Secondly, legislatures must establish strict liability regimes for AI developers. If an autonomous system causes financial ruin, spreads systematic disinformation, or violates civil rights, the burden of liability must rest squarely on the corporation that designed and deployed the model. No amount of "ethical alignment" certifications or global policy consensus should shield a firm from legal and financial accountability for the harms its products cause. When the cost of algorithmic failure is internalized by the corporation, the incentive to rush unsafe systems to market will vanish.

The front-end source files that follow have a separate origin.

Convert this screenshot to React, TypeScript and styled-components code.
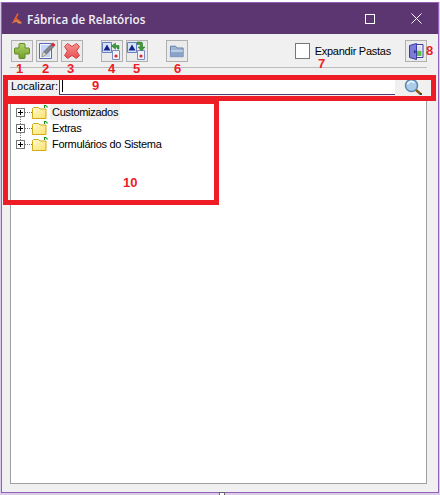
import styled, { createGlobalStyle } from "styled-components";

const GlobalStyle = createGlobalStyle`
  html, body {
    margin: 0;
    padding: 0;
    background: #ffffff;
  }
  #root {
    width: 440px;
    height: 495px;
  }
`;

// icons
const Plus = () => (
  <svg width="16" height="16" viewBox="0 0 16 16">
    <defs>
      <linearGradient id="plusFill" x1="0" y1="0" x2="0" y2="1">
        <stop offset="0" stopColor="#b4d46a" />
        <stop offset="1" stopColor="#6f9e2a" />
      </linearGradient>
    </defs>
    <path d="M5.500.5h5l.5.5v4h4l.5.5v5l-.5.5h-4v4l-.5.5h-5l-.5-.5v-4H1l-.5-.5v-5L1 5h4V1z" fill="url(#plusFill)" stroke="#5f8c24" />
  </svg>
);

const Pencil = () => (
  <svg width="18" height="18" viewBox="0 0 18 18">
    <path d="M1.500 1.500h12v15h-12z" fill="#eef3fd" stroke="#5a68b8" />
    <path d="M3 3h9v12H3z" fill="#c2d5f4" />
    <path d="M4 15l1.500-5L13 2.500 15.500 5 8 12.500z" fill="#84848c" stroke="#4c4c54" strokeWidth=".6" />
    <path d="M4 15l1.500-5L8 12.500z" fill="#e8d4a8" />
    <path d="M13 2.500L15 .5 17.500 3l-2 2z" fill="#d8262c" />
  </svg>
);

const Cross = () => (
  <svg width="18" height="18" viewBox="0 0 18 18">
    <defs>
      <linearGradient id="crossFill" x1="0" y1="0" x2="0" y2="1">
        <stop offset="0" stopColor="#f89090" />
        <stop offset="1" stopColor="#e85050" />
      </linearGradient>
    </defs>
    <path d="M4.500 1.500L9 4.500l4.500-3 3 3L13.500 9l3 4.500-3 3-4.500-3-4.500 3-3-3L4.500 9l-3-4.500z" fill="url(#crossFill)" stroke="#d04444" strokeLinejoin="round" />
  </svg>
);

const DocPair = ({ down }: { down?: boolean }) => (
  <svg width="20" height="20" viewBox="0 0 20 20">
    <path d="M.5 1.500h9v10h-9z" fill="#d6e4f8" stroke="#6a7fc0" />
    <path d="M5 3.500l3.500 6h-7z" fill="#14228c" />
    <path d="M10.500 9.500h7v9h-7z" fill="#eef3fb" stroke="#7a8cc0" />
    <circle cx="14" cy="15" r="1.600" fill="#e02828" />
    {down ? (
      <path d="M10 1h4.500l1 1v4H18l-3.500 4L11 6h2.200V3.500H10z" fill="#3c9a3c" stroke="#1f6e1f" strokeWidth=".5" />
    ) : (
      <path d="M17 8V4.500h-3.500V2L9.500 5l4 3.200V6.200h2V8z" fill="#3c9a3c" stroke="#1f6e1f" strokeWidth=".5" />
    )}
  </svg>
);

const OpenFolder = () => (
  <svg width="16" height="14" viewBox="0 0 18 16">
    <path d="M1.500 2.500h6l1.500 2h7v10h-14.500z" fill="#9fb4d4" stroke="#6079a4" />
    <path d="M2 8h14" stroke="#e4ecf8" />
    <path d="M1.500 9.500h14.500v5H1.500z" fill="#8aa2c8" />
  </svg>
);

const Door = () => (
  <svg width="15" height="17" viewBox="0 0 15 17">
    <path d="M6 1.500h8v13H6z" fill="#f4f4fa" stroke="#3c3ca0" />
    <path d="M8 7.500h4.500v5.500H8z" fill="#5ec04c" />
    <path d="M8 3h4.500v4.500H8z" fill="#dcdcf0" />
    <path d="M.5 2.500L7.500.5v16l-7-2z" fill="#7b7bd8" stroke="#3c3ca0" />
    <rect x="5" y="7.500" width="1.500" height="2.500" fill="#26267c" />
  </svg>
);

const Magnifier = () => (
  <svg width="20" height="18" viewBox="0 0 20 18">
    <circle cx="7.500" cy="7.500" r="6" fill="#a9cdea" stroke="#5a86ae" strokeWidth="1.500" />
    <path d="M3.500 6.500a4 4 0 0 1 7-1.500" fill="none" stroke="#f0f8ff" strokeWidth="1.500" />
    <path d="M12 12l4.500 4" stroke="#8c5a14" strokeWidth="2.500" />
    <circle cx="17" cy="16" r="1" fill="#1a1a1a" />
  </svg>
);

const Logo = () => (
  <svg width="11" height="13" viewBox="0 0 13 13">
    <path d="M7.500 0L9 1.500 6.500 6 12 10l1 2.500-6.500-4L1 12.500 4.500 6z" fill="#e8622c" />
    <path d="M1 12.500l5.500-4L13 12.500H9L6.500 10z" fill="#f0a040" />
  </svg>
);

const Folder = () => (
  <svg width="16" height="14" viewBox="0 0 16 14">
    <defs>
      <linearGradient id="folderFill" x1="0" y1="0" x2="1" y2="1">
        <stop offset="0" stopColor="#fffbd0" />
        <stop offset="1" stopColor="#fbe26a" />
      </linearGradient>
    </defs>
    <path d="M.5 3.500l1-1h5l1.500 1.500h6v9.500H.5z" fill="url(#folderFill)" stroke="#d2a916" />
    <path d="M12.500 3V.5h1.500M14 .5l1.500 2" fill="none" stroke="#14941e" strokeWidth="1.200" />
  </svg>
);

// data
const treeItems = [
  { id: 1, title: "Customizados", selected: true },
  { id: 2, title: "Extras", selected: false },
  { id: 3, title: "Formulários do Sistema", selected: false },
];

const marks = [
  { id: 1, text: "1", x: 16, y: 62 },
  { id: 2, text: "2", x: 42, y: 62 },
  { id: 3, text: "3", x: 67, y: 62 },
  { id: 4, text: "4", x: 108, y: 62 },
  { id: 5, text: "5", x: 133, y: 62 },
  { id: 6, text: "6", x: 174, y: 62 },
  { id: 7, text: "7", x: 318, y: 57 },
  { id: 8, text: "8", x: 426, y: 44 },
  { id: 9, text: "9", x: 92, y: 79 },
  { id: 10, text: "10", x: 123, y: 176 },
];

const App = () => {
  return (
    <Page>
      <GlobalStyle />
      <Frame>
        <TitleBar>
          <Logo />
          <Title>Fábrica de Relatórios</Title>
          <MaxButton />
          <CloseButton>
            <svg width="11" height="11" viewBox="0 0 11 11">
              <path d="M.5.5l10 10M10.500.5l-10 10" stroke="#ffffff" strokeWidth="1" />
            </svg>
          </CloseButton>
        </TitleBar>
        <Content>
          <Toolbar>
            <ToolGroup>
              <ToolButton><Plus /></ToolButton>
              <ToolButton><Pencil /></ToolButton>
              <ToolButton><Cross /></ToolButton>
            </ToolGroup>
            <ToolGroup>
              <ToolButton><DocPair /></ToolButton>
              <ToolButton><DocPair down /></ToolButton>
            </ToolGroup>
            <ToolGroup>
              <ToolButton><OpenFolder /></ToolButton>
            </ToolGroup>
            <Expand>
              <CheckBox />
              <span>Expandir Pastas</span>
            </Expand>
            <ToolButton><Door /></ToolButton>
          </Toolbar>
          <Separator />
          <SearchRow>
            <SearchLabel>Localizar:</SearchLabel>
            <SearchInput><Caret /></SearchInput>
            <SearchButton><Magnifier /></SearchButton>
          </SearchRow>
          <TreePanel>
            {treeItems.map((item, index) => (
              <TreeRow key={item.id}>
                <Expander $last={index === treeItems.length - 1}>
                  <svg width="7" height="7" viewBox="0 0 7 7">
                    <path d="M1 3.500h5M3.500 1v5" stroke="#000000" />
                  </svg>
                </Expander>
                <Dots />
                <Folder />
                <TreeLabel $selected={item.selected}>{item.title}</TreeLabel>
              </TreeRow>
            ))}
          </TreePanel>
        </Content>
      </Frame>

      {/* red annotations drawn over the window */}
      <SearchHighlight />
      <TreeHighlight />
      {marks.map((mark) => (
        <Mark key={mark.id} style={{ left: mark.x, top: mark.y }}>{mark.text}</Mark>
      ))}
      <Grip />
    </Page>
  );
};

const Page = styled.div`
  position: relative;
  width: 440px;
  height: 495px;
  overflow: hidden;
  background: linear-gradient(#ffffff 2px, #d8cce8 2px);
  font-family: "Liberation Sans", Arial, sans-serif;
  padding: 2px 1px 2px 1px;
  box-sizing: border-box;
`;

const Frame = styled.div`
  width: 438px;
  height: 491px;
  box-sizing: border-box;
  border: 1px solid #9560b8;
  background: #f0f0f0;
  display: flex;
  flex-direction: column;
`;

const TitleBar = styled.div`
  height: 31px;
  flex: none;
  background: #5c3670;
  display: flex;
  align-items: center;
  padding: 0 16px 0 9px;
  color: #ffffff;
`;

const Title = styled.span`
  margin-left: 5px;
  flex: 1;
  font-family: "Open Sans", sans-serif;
  font-size: 11.7px;
  font-weight: 600;
  color: #f2f0f6;
`;

const MaxButton = styled.div`
  width: 8px;
  height: 8px;
  border: 1px solid #ffffff;
  margin-right: 36px;
`;

const CloseButton = styled.div`
  width: 11px;
  height: 11px;
  display: flex;
`;

const Content = styled.div`
  flex: 1;
  display: flex;
  flex-direction: column;
  padding: 0 11px 8px 8px;
  min-height: 0;
`;

const Toolbar = styled.div`
  display: flex;
  align-items: center;
  height: 22px;
  margin: 6px 0 0 1px;
`;

const ToolGroup = styled.div`
  display: flex;
  gap: 3px;
  margin-right: 18px;
`;

const ToolButton = styled.div`
  width: 22px;
  height: 22px;
  box-sizing: border-box;
  border: 1px solid #b0b0b0;
  background: #ebebeb;
  display: flex;
  align-items: center;
  justify-content: center;
`;

const Expand = styled.label`
  margin-left: auto;
  margin-right: 14px;
  display: flex;
  align-items: center;
  gap: 5px;
  font-size: 11px;
  letter-spacing: -0.25px;
  color: #000000;
`;

const CheckBox = styled.span`
  width: 13px;
  height: 14px;
  border: 1px solid #777777;
  background: #ffffff;
`;

const Separator = styled.div`
  height: 1px;
  background: #bcbcbc;
  margin: 5px 0 0 0;
`;

const SearchRow = styled.div`
  display: flex;
  align-items: center;
  height: 18px;
  margin-top: 9px;
`;

const SearchLabel = styled.span`
  width: 48px;
  font-size: 11px;
  padding-left: 1px;
  color: #000000;
`;

const SearchInput = styled.div`
  width: 336px;
  height: 17px;
  box-sizing: border-box;
  background: #ffffff;
  border-left: 1px solid #5c3670;
  border-bottom: 1px solid #5c3670;
  padding: 2px 0 0 2px;
`;

const Caret = styled.div`
  width: 1px;
  height: 12px;
  background: #000000;
`;

const SearchButton = styled.div`
  flex: 1;
  display: flex;
  justify-content: center;
  padding: 2px 0 0 5px;
`;

const TreePanel = styled.div`
  flex: 1;
  border: 1px solid #a0a0a0;
  background: #ffffff;
  margin: 4px 0 0 0;
  padding: 4px 0 0 5px;
`;

const TreeRow = styled.div`
  display: flex;
  align-items: center;
  height: 16px;
`;

const Expander = styled.div<{ $last?: boolean }>`
  position: relative;
  width: 9px;
  height: 9px;
  box-sizing: border-box;
  border: 1px solid #777777;
  background: #ffffff;
  display: flex;
  align-items: center;
  justify-content: center;

  svg {
    flex: none;
  }

  &::after {
    content: "";
    display: ${({ $last }) => ($last ? "none" : "block")};
    position: absolute;
    left: 3px;
    top: 8px;
    height: 7px;
    border-left: 1px dotted #777777;
  }
`;

const Dots = styled.div`
  width: 7px;
  border-top: 1px dotted #777777;
`;

const TreeLabel = styled.span<{ $selected?: boolean }>`
  margin-left: 2px;
  padding: 0 2px;
  line-height: 16px;
  font-size: 11px;
  letter-spacing: -0.3px;
  color: #000000;
  background: ${({ $selected }) => ($selected ? "#f0f0f0" : "transparent")};
`;

const SearchHighlight = styled.div`
  position: absolute;
  left: 3px;
  top: 75px;
  width: 433px;
  height: 26px;
  box-sizing: border-box;
  border: 5px solid #ee1c25;
`;

const TreeHighlight = styled.div`
  position: absolute;
  left: 3px;
  top: 99px;
  width: 216px;
  height: 106px;
  box-sizing: border-box;
  border: 5px solid #ee1c25;
`;

const Mark = styled.span`
  position: absolute;
  font-size: 13px;
  line-height: 13px;
  font-weight: 700;
  color: #ee1c25;
`;

const Grip = styled.div`
  position: absolute;
  left: 219px;
  bottom: 0;
  width: 4px;
  height: 2px;
  border: 1px solid #666666;
  border-bottom: 0;
  background: #ffffff;
`;

export default App;
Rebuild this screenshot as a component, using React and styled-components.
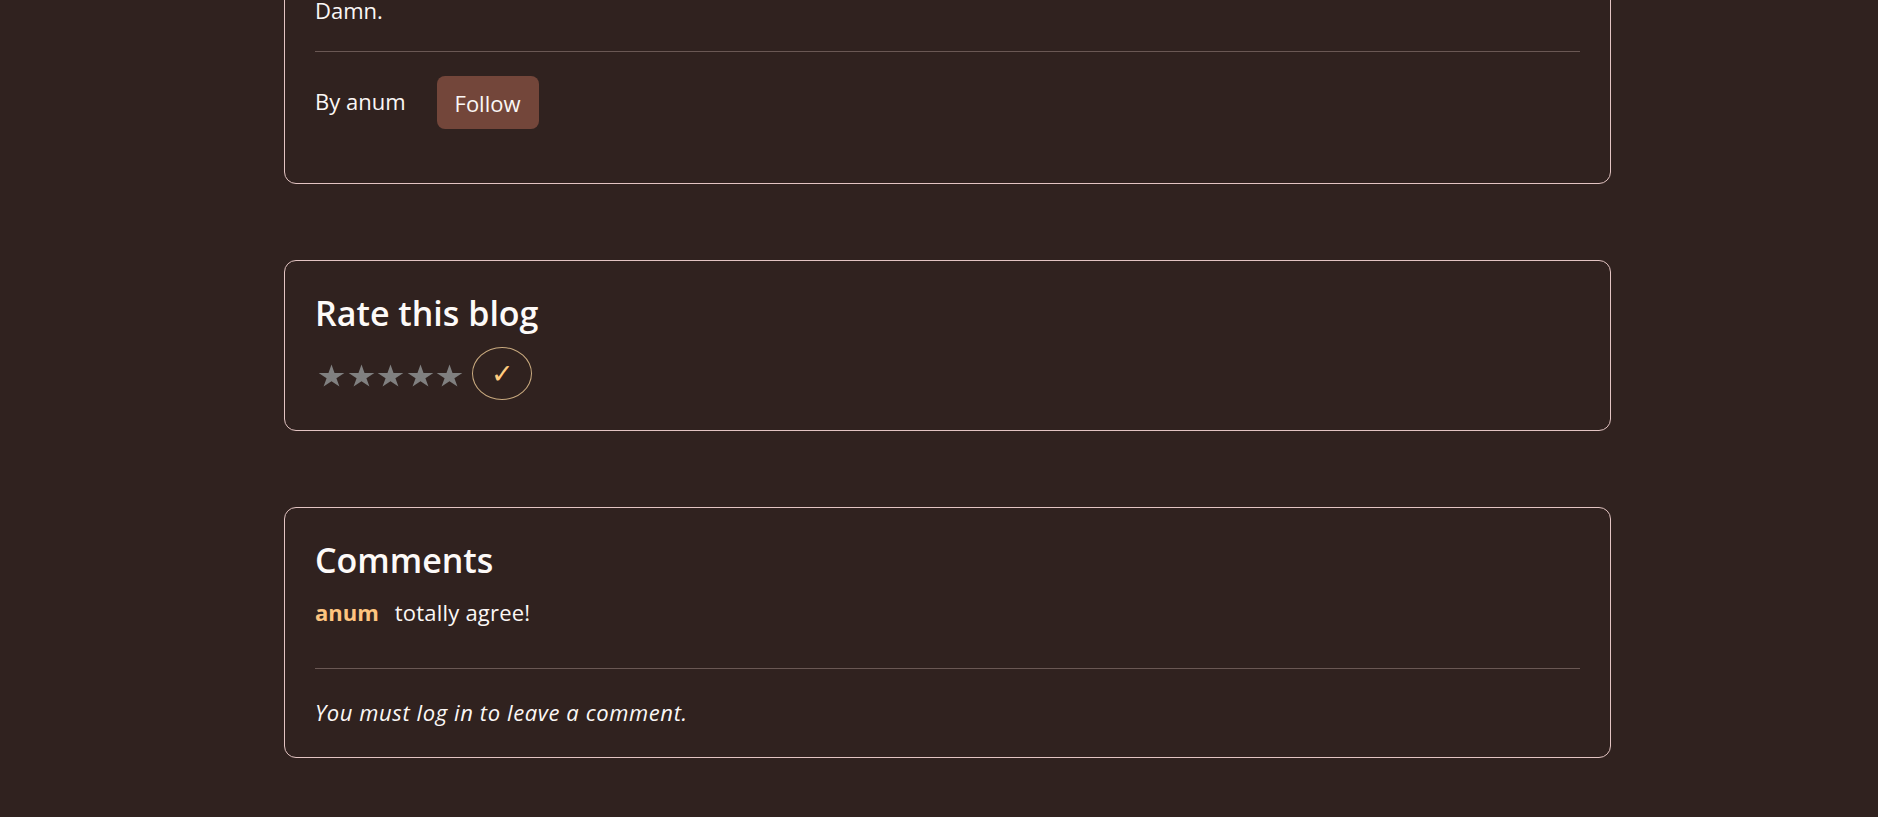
import React from "react";
import styled, { createGlobalStyle } from "styled-components";

const Global = createGlobalStyle`
  html, body {
    margin: 0;
    padding: 0;
    background: #30221f;
  }
  body {
    font-family: "Open Sans", "Noto Sans", "DejaVu Sans", sans-serif;
    color: #fbf7f5;
    font-size: 22px;
    line-height: 30px;
  }
`;

const Page = styled.main`
  display: flex;
  flex-direction: column;
  gap: 76px;
  width: 1327px;
  margin-left: 284px;
  padding-bottom: 60px;
`;

const Card = styled.section`
  box-sizing: border-box;
  border: 1px solid #e3c4c2;
  border-radius: 12px;
  padding: 30px;
  display: flex;
  flex-direction: column;
  margin-top: ${(p) => (p.$scrolled ? "-36px" : "0")};
`;

const BodyText = styled.p`
  margin: ${(p) => p.$margin || "0"};
  font-size: 22px;
  line-height: 30px;
  font-style: ${(p) => (p.$italic ? "italic" : "normal")};
  letter-spacing: ${(p) => (p.$italic ? "0.6px" : "normal")};
`;

const Divider = styled.hr`
  border: 0;
  height: 1px;
  background: #6a5854;
  margin: ${(p) => p.$margin};
`;

const AuthorRow = styled.div`
  display: flex;
  align-items: center;
  gap: 31px;
  margin: 24px 0 24px;
`;

const ByLine = styled.span`
  font-size: 22px;
  line-height: 30px;
  margin-bottom: 4px;
`;

const FollowButton = styled.button`
  font-family: inherit;
  font-size: 22px;
  line-height: 30px;
  color: #fbf7f5;
  background: #73463a;
  border: 0;
  border-radius: 8px;
  padding: 12px 18px 11px;
  cursor: pointer;
`;

const Heading = styled.h2`
  margin: 0;
  font-size: 34px;
  line-height: 45px;
  font-weight: 600;
  color: #fdfaf8;
`;

const RatingRow = styled.div`
  display: flex;
  align-items: center;
  margin-top: 11px;
`;

const Stars = styled.div`
  display: flex;
  gap: 2.6px;
  padding-left: 3px;
  margin-top: 4px;
  margin-right: 9px;
`;

const StarIcon = styled.svg`
  width: 27px;
  height: 23px;
  display: block;
  fill: #808080;
`;

const SubmitButton = styled.button`
  box-sizing: border-box;
  width: 60px;
  height: 53px;
  border-radius: 50%;
  border: 1px solid #c9aa7f;
  background: transparent;
  color: #ffcc80;
  font-family: "DejaVu Sans", sans-serif;
  font-size: 27px;
  font-weight: 700;
  line-height: 1;
  display: flex;
  align-items: center;
  justify-content: center;
  padding: 0;
  cursor: pointer;
`;

const CommentRow = styled.div`
  display: flex;
  align-items: baseline;
  gap: 16px;
  margin-top: 14px;
  font-size: 22px;
  line-height: 30px;
`;

const CommentAuthor = styled.strong`
  font-weight: 700;
  color: #fdc47f;
`;

const CommentText = styled.span`
  letter-spacing: 0.2px;
`;

const Star = () => (
  <StarIcon viewBox="0 0 24 22.5" preserveAspectRatio="none">
    <polygon points="12,0.4 14.69,8.69 23.41,8.69 16.36,13.82 19.05,22.11 12,16.98 4.95,22.11 7.64,13.82 0.59,8.69 9.31,8.69" />
  </StarIcon>
);

export default function App() {
  return (
    <>
      <Global />
      <Page>
        <Card $scrolled>
          <BodyText>Damn.</BodyText>
          <Divider $margin="26px 0 0" />
          <AuthorRow>
            <ByLine>By anum</ByLine>
            <FollowButton>Follow</FollowButton>
          </AuthorRow>
        </Card>

        <Card>
          <Heading>Rate this blog</Heading>
          <RatingRow>
            <Stars>
              {[0, 1, 2, 3, 4].map((i) => (
                <Star key={i} />
              ))}
            </Stars>
            <SubmitButton>✓</SubmitButton>
          </RatingRow>
        </Card>

        <Card>
          <Heading>Comments</Heading>
          <CommentRow>
            <CommentAuthor>anum</CommentAuthor>
            <CommentText>totally agree!</CommentText>
          </CommentRow>
          <Divider $margin="41px 0 0" />
          <BodyText $italic $margin="28px 0 0">
            You must log in to leave a comment.
          </BodyText>
        </Card>
      </Page>
    </>
  );
}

Finally, governments must invest in public compute infrastructure. To truly bridge the digital divide and foster genuine innovation, we must treat computational power as a public utility. By building state-funded, open-access supercomputing centers and supporting a robust, transparent open-source AI ecosystem, we can break the dependency on private tech monopolies. This will empower academic researchers, public institutions, and developing nations to build models that serve the public interest, rather than the corporate bottom line.
The Bottom Line
The Geneva Dialogue on AI Governance is a masterclass in political theater, offering the illusion of control while leaving the structures of corporate monopoly untouched. By elevating private tech firms to co-equal partners in global governance, the international community has abdicated its responsibility to protect the public interest. True technological sovereignty cannot be negotiated in Swiss conference rooms; it must be asserted through domestic antitrust enforcement, strict corporate liability, and public infrastructure investment. If we continue to mistake multi-stakeholder consensus for actual regulation, we will find ourselves living in a world where the future of human intelligence is owned, operated, and governed by a self-appointed cartel of Silicon Valley executives.
The views expressed in this editorial represent an analytical position based on publicly available evidence and expert consensus, not personal or political affiliation.